▸ WHAT IS REQUIRED:
Pull each line containing "this" out of the data and copy it.
BEGIN DATA PROVIDED
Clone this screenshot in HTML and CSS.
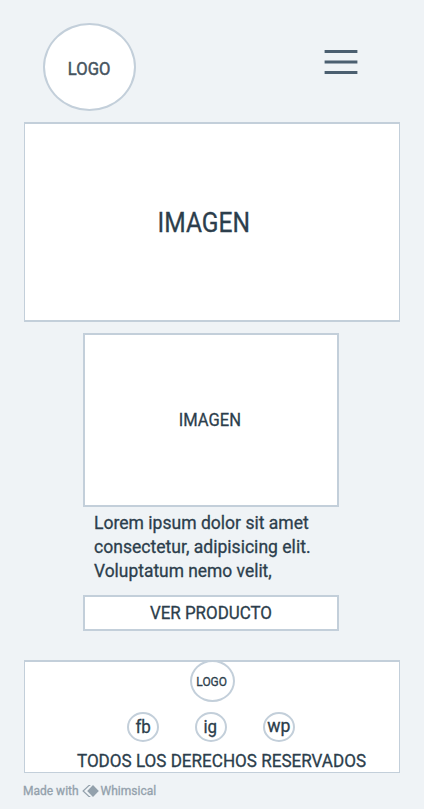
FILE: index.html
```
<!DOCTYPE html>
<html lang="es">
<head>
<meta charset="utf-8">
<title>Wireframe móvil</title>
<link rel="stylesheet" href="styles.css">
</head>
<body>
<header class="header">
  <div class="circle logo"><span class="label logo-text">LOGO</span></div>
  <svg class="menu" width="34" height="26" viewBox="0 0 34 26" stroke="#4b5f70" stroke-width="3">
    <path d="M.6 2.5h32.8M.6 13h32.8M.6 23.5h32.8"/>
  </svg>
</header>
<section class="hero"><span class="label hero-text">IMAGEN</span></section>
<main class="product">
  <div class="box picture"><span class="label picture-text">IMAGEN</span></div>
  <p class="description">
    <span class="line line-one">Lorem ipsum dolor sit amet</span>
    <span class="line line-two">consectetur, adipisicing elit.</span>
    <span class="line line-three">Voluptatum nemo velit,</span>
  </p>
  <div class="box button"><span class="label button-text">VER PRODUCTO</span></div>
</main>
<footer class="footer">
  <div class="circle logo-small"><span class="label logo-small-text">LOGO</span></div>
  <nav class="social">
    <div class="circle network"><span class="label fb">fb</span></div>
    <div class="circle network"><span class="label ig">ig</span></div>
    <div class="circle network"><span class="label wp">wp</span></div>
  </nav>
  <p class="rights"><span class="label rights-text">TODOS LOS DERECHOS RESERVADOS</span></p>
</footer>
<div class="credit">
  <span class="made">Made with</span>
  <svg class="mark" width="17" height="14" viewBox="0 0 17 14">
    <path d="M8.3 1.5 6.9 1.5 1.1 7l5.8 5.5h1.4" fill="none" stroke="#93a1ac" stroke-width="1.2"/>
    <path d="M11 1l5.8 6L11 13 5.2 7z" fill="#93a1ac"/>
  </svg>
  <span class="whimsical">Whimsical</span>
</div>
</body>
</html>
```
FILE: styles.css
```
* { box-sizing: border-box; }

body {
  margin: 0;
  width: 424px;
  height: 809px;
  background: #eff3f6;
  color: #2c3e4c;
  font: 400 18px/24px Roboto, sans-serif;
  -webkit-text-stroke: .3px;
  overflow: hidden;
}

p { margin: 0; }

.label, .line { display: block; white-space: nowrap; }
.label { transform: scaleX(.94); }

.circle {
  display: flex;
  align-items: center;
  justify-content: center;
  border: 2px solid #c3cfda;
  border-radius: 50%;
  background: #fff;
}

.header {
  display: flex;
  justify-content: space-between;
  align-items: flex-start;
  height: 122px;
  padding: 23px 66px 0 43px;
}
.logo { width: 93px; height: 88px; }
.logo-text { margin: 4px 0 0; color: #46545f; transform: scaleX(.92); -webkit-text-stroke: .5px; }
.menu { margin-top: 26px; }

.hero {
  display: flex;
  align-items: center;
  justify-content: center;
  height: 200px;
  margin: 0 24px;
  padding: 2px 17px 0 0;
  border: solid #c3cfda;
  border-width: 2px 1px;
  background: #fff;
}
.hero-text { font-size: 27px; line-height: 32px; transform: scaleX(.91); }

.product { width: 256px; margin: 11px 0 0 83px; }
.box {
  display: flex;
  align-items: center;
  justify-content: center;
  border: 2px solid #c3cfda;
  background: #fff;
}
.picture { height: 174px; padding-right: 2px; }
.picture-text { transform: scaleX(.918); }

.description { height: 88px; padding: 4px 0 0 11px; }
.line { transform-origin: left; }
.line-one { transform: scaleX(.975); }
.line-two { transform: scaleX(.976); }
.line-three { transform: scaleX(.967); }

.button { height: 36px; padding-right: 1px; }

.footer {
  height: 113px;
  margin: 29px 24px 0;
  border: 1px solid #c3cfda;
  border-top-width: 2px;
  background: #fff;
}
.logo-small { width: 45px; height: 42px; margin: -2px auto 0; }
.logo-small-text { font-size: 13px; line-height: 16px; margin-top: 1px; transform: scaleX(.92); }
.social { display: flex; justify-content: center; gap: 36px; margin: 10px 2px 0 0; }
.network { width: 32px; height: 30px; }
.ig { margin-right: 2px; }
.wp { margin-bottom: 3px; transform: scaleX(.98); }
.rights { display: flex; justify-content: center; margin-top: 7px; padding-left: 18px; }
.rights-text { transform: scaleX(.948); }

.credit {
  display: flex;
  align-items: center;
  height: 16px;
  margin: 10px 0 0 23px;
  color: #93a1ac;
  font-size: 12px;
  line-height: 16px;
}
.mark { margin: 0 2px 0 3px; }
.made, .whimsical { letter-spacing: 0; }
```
END DATA PROVIDED
BEGIN DATA PROVIDED
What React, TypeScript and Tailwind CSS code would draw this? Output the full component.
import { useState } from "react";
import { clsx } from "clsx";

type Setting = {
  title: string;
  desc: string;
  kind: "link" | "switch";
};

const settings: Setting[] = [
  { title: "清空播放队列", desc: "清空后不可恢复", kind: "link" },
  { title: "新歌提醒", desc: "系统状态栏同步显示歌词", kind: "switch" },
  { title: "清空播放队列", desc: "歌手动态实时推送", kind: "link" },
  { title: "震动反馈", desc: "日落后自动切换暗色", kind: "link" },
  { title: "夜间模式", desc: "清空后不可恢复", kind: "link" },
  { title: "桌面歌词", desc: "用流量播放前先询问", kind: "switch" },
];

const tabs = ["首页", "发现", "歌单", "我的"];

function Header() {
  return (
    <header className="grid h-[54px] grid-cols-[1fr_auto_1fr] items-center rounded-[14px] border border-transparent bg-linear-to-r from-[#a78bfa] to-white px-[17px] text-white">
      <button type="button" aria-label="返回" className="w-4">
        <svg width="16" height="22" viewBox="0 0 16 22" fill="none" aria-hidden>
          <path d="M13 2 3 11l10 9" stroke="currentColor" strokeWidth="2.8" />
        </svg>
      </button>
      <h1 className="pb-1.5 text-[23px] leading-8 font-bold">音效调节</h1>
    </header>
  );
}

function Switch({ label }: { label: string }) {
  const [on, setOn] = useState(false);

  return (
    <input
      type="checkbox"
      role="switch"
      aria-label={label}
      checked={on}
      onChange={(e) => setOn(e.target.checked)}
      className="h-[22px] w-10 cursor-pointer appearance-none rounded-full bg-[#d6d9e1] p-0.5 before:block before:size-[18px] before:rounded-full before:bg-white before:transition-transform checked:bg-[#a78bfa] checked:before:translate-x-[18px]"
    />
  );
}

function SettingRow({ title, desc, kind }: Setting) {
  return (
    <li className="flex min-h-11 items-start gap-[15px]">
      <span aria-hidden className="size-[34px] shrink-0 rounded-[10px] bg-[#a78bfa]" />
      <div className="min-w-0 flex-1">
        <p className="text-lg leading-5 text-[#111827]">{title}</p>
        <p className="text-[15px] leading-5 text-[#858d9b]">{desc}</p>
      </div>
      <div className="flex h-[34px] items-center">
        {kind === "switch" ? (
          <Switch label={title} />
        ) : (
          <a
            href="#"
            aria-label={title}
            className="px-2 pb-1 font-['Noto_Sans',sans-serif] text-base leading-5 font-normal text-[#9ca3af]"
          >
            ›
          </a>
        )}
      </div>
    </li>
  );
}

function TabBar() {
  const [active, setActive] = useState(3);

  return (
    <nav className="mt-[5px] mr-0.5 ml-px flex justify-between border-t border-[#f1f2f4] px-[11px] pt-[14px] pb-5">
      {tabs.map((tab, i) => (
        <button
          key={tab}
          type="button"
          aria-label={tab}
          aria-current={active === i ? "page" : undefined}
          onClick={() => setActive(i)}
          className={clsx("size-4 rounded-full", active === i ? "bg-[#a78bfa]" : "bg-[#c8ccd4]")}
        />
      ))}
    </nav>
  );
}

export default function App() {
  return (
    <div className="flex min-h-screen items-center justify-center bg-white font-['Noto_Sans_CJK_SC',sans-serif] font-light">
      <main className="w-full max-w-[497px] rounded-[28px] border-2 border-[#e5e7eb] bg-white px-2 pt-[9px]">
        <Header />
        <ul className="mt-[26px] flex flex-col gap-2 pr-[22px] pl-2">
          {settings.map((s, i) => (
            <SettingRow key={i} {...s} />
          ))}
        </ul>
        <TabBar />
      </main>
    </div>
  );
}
END DATA PROVIDED
▸ ANSWER TO THE PROBLEM:
Clone this screenshot in HTML and CSS.
What React, TypeScript and Tailwind CSS code would draw this? Output the full component.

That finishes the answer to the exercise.